** Start Dataset content **
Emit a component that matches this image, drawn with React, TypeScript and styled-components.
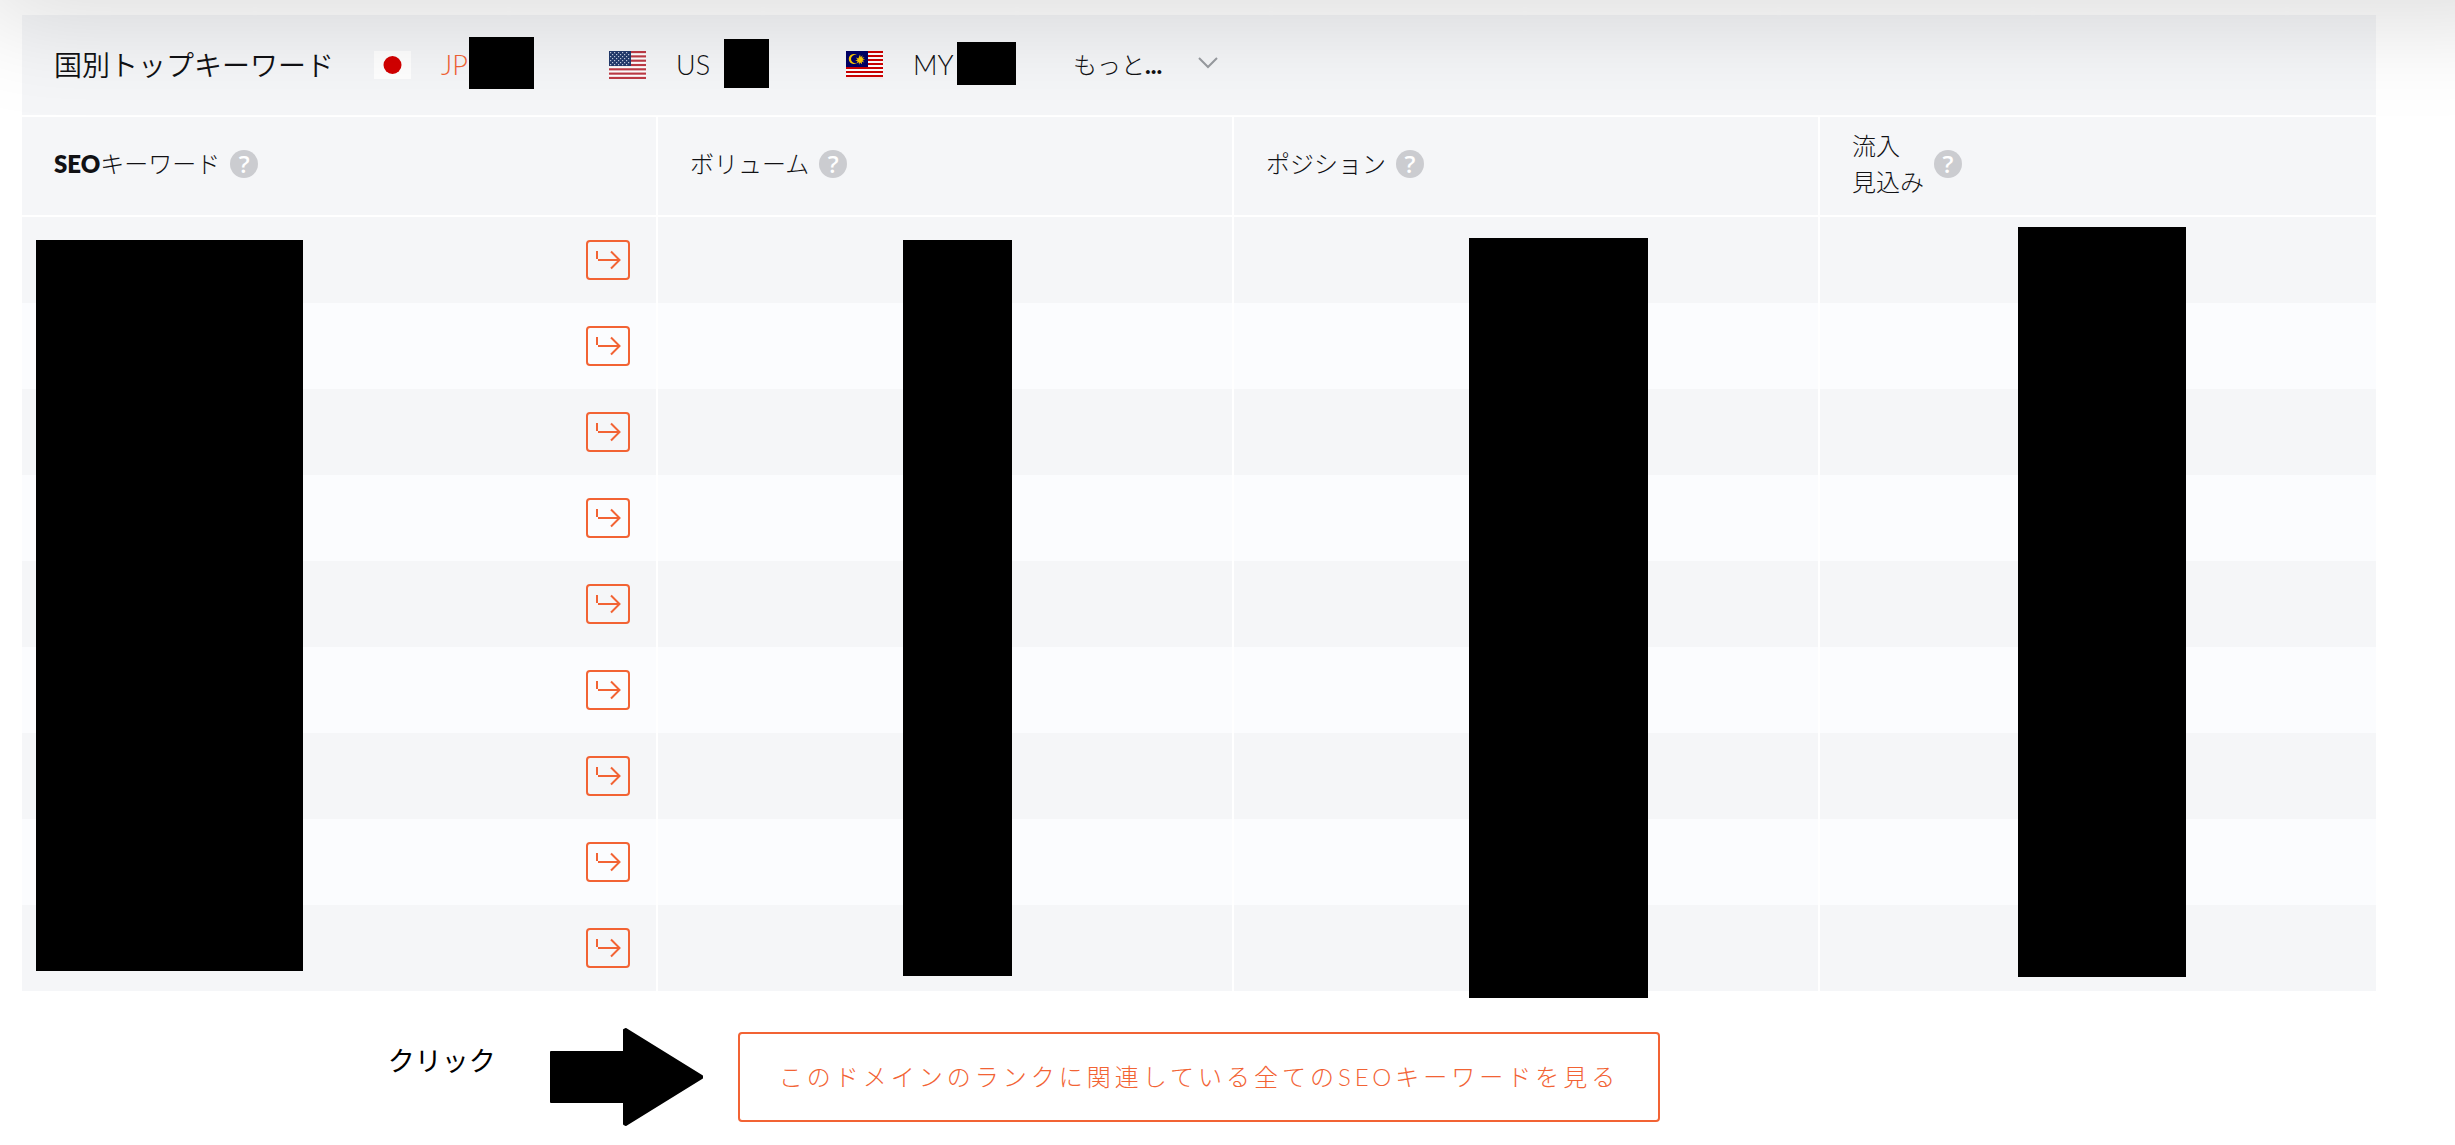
import React from "react";
import styled, { createGlobalStyle } from "styled-components";

const ORANGE = "#f26334";
const INK = "#111114";

const GlobalStyle = createGlobalStyle`
  *, *::before, *::after { box-sizing: border-box; }
  body {
    margin: 0;
    background: #ffffff;
    color: ${INK};
    font-family: Lato, "Noto Sans CJK JP", sans-serif;
    font-weight: 300;
  }
`;

const Page = styled.main`
  position: relative;
  overflow: hidden;
  padding: 15px 79px 19px 22px;
`;

const TopShade = styled.div`
  position: absolute;
  top: -100px;
  left: -20px;
  right: -100px;
  height: 100px;
  box-shadow: 0 10px 110px rgba(0, 0, 0, 0.17);
  pointer-events: none;
`;

const CountryBar = styled.header`
  display: flex;
  align-items: center;
  height: 100px;
  padding-left: 32px;
  margin-bottom: 2px;
  background: #f5f6f8;
`;

const Title = styled.h1`
  margin: 0 40px 0 0;
  font-size: 28px;
  line-height: 40px;
  font-weight: 350;
  white-space: nowrap;
`;

const CountryTab = styled.button<{ $active?: boolean; $width: number }>`
  display: flex;
  align-items: center;
  flex: none;
  width: ${(p) => p.$width}px;
  padding: 0;
  border: 0;
  background: none;
  color: ${(p) => (p.$active ? ORANGE : INK)};
  font: inherit;
  font-size: 27px;
  line-height: 40px;
  text-align: left;
`;

const FlagBox = styled.span`
  display: flex;
  margin-right: 30px;
`;

const Code = styled.span<{ $width: number }>`
  flex: none;
  width: ${(p) => p.$width}px;
`;

const Mask = styled.span<{ $width: number; $height: number }>`
  position: relative;
  flex: none;
  width: ${(p) => p.$width}px;
  height: ${(p) => p.$height}px;
  margin-bottom: 4px;
  background: #000000;
`;

const MoreButton = styled.button`
  display: flex;
  align-items: center;
  gap: 36px;
  padding: 0;
  border: 0;
  background: none;
  color: ${INK};
  font: inherit;
  font-size: 24px;
  line-height: 36px;
  svg { margin-bottom: 4px; }
  b { font-weight: 900; }
`;

const TableArea = styled.div`
  position: relative;
`;

const Table = styled.table`
  width: 100%;
  table-layout: fixed;
  border-collapse: separate;
  border-spacing: 0;
`;

const HeadCell = styled.th`
  height: 100px;
  padding: 0 0 4px 32px;
  border-bottom: 2px solid #ffffff;
  background: #f5f6f8;
  font-size: 24px;
  line-height: 36px;
  font-weight: 300;
  text-align: left;
  & + & { border-left: 2px solid #ffffff; }
`;

const HeadLabel = styled.div`
  display: flex;
  align-items: center;
  gap: 10px;
  b { font-weight: 800; }
`;

const HelpButton = styled.button`
  width: 28px;
  height: 28px;
  padding: 0;
  border: 0;
  border-radius: 50%;
  background: #cbccd0;
  color: #ffffff;
  font-family: "Open Sans", sans-serif;
  font-size: 24px;
  line-height: 28px;
  font-weight: 600;
  text-align: center;
`;

const Row = styled.tr`
  background: #fbfcfe;
  &:nth-child(odd) { background: #f5f6f8; }
`;

const Cell = styled.td`
  height: 86px;
  padding: 0 26px 0 0;
  & + & { border-left: 2px solid #ffffff; }
`;

const GoButton = styled.button`
  display: flex;
  align-items: center;
  justify-content: center;
  width: 44px;
  height: 40px;
  margin-left: auto;
  padding: 0;
  border: 2px solid ${ORANGE};
  border-radius: 4px;
  background: none;
  color: ${ORANGE};
`;

const Redaction = styled.div<{ $left: number; $top: number; $width: number; $height: number }>`
  position: absolute;
  left: ${(p) => (p.$left / 2354) * 100}%;
  top: ${(p) => p.$top}px;
  width: ${(p) => (p.$width / 2354) * 100}%;
  height: ${(p) => p.$height}px;
  background: #000000;
`;

const Footer = styled.footer`
  display: grid;
  grid-template-columns: 1fr auto 1fr;
  align-items: center;
  padding-top: 37px;
`;

const Hint = styled.div`
  display: flex;
  justify-content: flex-end;
  align-items: center;
  gap: 54px;
  padding-right: 35px;
`;

const HintText = styled.span`
  padding-bottom: 32px;
  color: #000000;
  font-size: 27px;
  line-height: 40px;
  font-weight: 400;
`;

const AllKeywordsButton = styled.button`
  height: 90px;
  padding: 0 39px;
  border: 2px solid ${ORANGE};
  border-radius: 4px;
  background: #ffffff;
  color: ${ORANGE};
  font: inherit;
  font-size: 24px;
  line-height: 36px;
  letter-spacing: 4px;
  white-space: nowrap;
`;

const JapanFlag = () => (
  <svg width="37" height="28" viewBox="0 0 37 28" aria-hidden="true">
    <rect width="37" height="28" fill="#fff" />
    <circle cx="18.5" cy="14" r="9" fill="#d30000" />
  </svg>
);

const UsFlag = () => (
  <svg width="37" height="28" viewBox="0 0 37 28" aria-hidden="true">
    <rect width="37" height="28" fill="#fff" />
    {[0, 1, 2, 3, 4, 5, 6].map((i) => (
      <rect key={i} y={i * 4.31} width="37" height="2.15" fill="#be3b46" />
    ))}
    <rect width="22" height="15" fill="#233a6c" />
    {[1, 3, 5, 7, 9, 11, 13].map((y, r) =>
      [1, 5, 9, 13, 17].map((x) => (
        <rect key={`${x}-${y}`} x={x + (r % 2) * 2} y={y} width="1.2" height="1.2" fill="#c3cce0" />
      ))
    )}
  </svg>
);

const MalaysiaFlag = () => (
  <svg width="37" height="28" viewBox="0 0 37 28" aria-hidden="true">
    <rect width="37" height="28" fill="#fff" />
    {[0, 1, 2, 3, 4, 5, 6].map((i) => (
      <rect key={i} y={i * 4} width="37" height="2" fill="#cc0000" />
    ))}
    <rect y="26" width="37" height="2" fill="#fbeeee" />
    <rect width="22" height="16" fill="#000066" />
    <path d="M11 4.2a5 5 0 1 0 0 7.600a4.200 4.200 0 1 1 0-7.600z" fill="#ffcc00" />
    <path
      d="M14 3.500l.7 2.700 1.900-2-.8 2.600 2.700-.6-2 1.800 2.600.8-2.600.6 1.800 2-2.600-.8.4 2.600-2.100-1.800-.9 2.400-.5-2.700-2 1.500 1-2.500-2.500-.4 2.400-1-1.500-2.200 2.300 1z"
      fill="#ffcc00"
    />
  </svg>
);

const FlowArrow = () => (
  <svg width="26" height="20" viewBox="0 0 26 20" fill="none" stroke="currentColor" strokeWidth="2" aria-hidden="true">
    <path d="M2 1V9M3 10H25M16 1.500L24.500 10L16 18.500" />
  </svg>
);

const Chevron = () => (
  <svg width="20" height="12" viewBox="0 0 20 12" fill="none" stroke="#999ca1" strokeWidth="2" aria-hidden="true">
    <path d="M1 1L10 10L19 1" />
  </svg>
);

const PointerArrow = () => (
  <svg width="153" height="98" viewBox="0 0 153 98" aria-hidden="true">
    <path
      d="M1 24H74V2L76 1L152 48V50L76 97L74 96V74H1Z"
      fill="#000"
      stroke="#000"
      strokeWidth="2"
      strokeLinejoin="round"
    />
  </svg>
);

const countries = [
  { code: "JP", Flag: JapanFlag, active: true, width: 235, codeWidth: 28, mask: [65, 52] },
  { code: "US", Flag: UsFlag, active: false, width: 237, codeWidth: 48, mask: [45, 49] },
  { code: "MY", Flag: MalaysiaFlag, active: false, width: 227, codeWidth: 44, mask: [59, 43] },
];

const columns = [
  { width: 634, name: "SEOキーワード", label: <span><b>SEO</b>キーワード</span> },
  { width: 576, name: "ボリューム", label: <span>ボリューム</span> },
  { width: 586, name: "ポジション", label: <span>ポジション</span> },
  { width: 558, name: "流入見込み", label: <span>流入<br />見込み</span> },
];

const redactions = [
  { left: 14, top: 123, width: 267, height: 731 },
  { left: 881, top: 123, width: 109, height: 736 },
  { left: 1447, top: 121, width: 179, height: 760 },
  { left: 1996, top: 110, width: 168, height: 750 },
];

export default function App() {
  return (
    <>
      <GlobalStyle />
      <Page>
        <CountryBar>
          <Title>国別トップキーワード</Title>
          {countries.map(({ code, Flag, active, width, codeWidth, mask }) => (
            <CountryTab key={code} type="button" $active={active} $width={width}>
              <FlagBox><Flag /></FlagBox>
              <Code $width={codeWidth}>{code}</Code>
              <Mask $width={mask[0]} $height={mask[1]} />
            </CountryTab>
          ))}
          <MoreButton type="button">
            <span>もっと<b>...</b></span>
            <Chevron />
          </MoreButton>
        </CountryBar>
        <TableArea>
          <Table>
            <colgroup>
              {columns.map((c) => (
                <col key={c.name} style={{ width: `${(c.width / 2354) * 100}%` }} />
              ))}
            </colgroup>
            <thead>
              <tr>
                {columns.map((c) => (
                  <HeadCell key={c.name} scope="col">
                    <HeadLabel>
                      {c.label}
                      <HelpButton type="button" aria-label={c.name}>?</HelpButton>
                    </HeadLabel>
                  </HeadCell>
                ))}
              </tr>
            </thead>
            <tbody>
              {Array.from({ length: 9 }, (_, i) => (
                <Row key={i}>
                  <Cell>
                    <GoButton type="button" aria-label="キーワードを開く"><FlowArrow /></GoButton>
                  </Cell>
                  <Cell />
                  <Cell />
                  <Cell />
                </Row>
              ))}
            </tbody>
          </Table>
          {redactions.map((r) => (
            <Redaction key={r.left} $left={r.left} $top={r.top} $width={r.width} $height={r.height} />
          ))}
        </TableArea>
        <Footer>
          <Hint>
            <HintText>クリック</HintText>
            <PointerArrow />
          </Hint>
          <AllKeywordsButton type="button">
            このドメインのランクに関連している全てのSEOキーワードを見る
          </AllKeywordsButton>
        </Footer>
        <TopShade />
      </Page>
    </>
  );
}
** End Dataset content **
§ **What is expected**:
Determine how many lines of the data contain "components" and give nothing but that number.

§ **Reply**:
2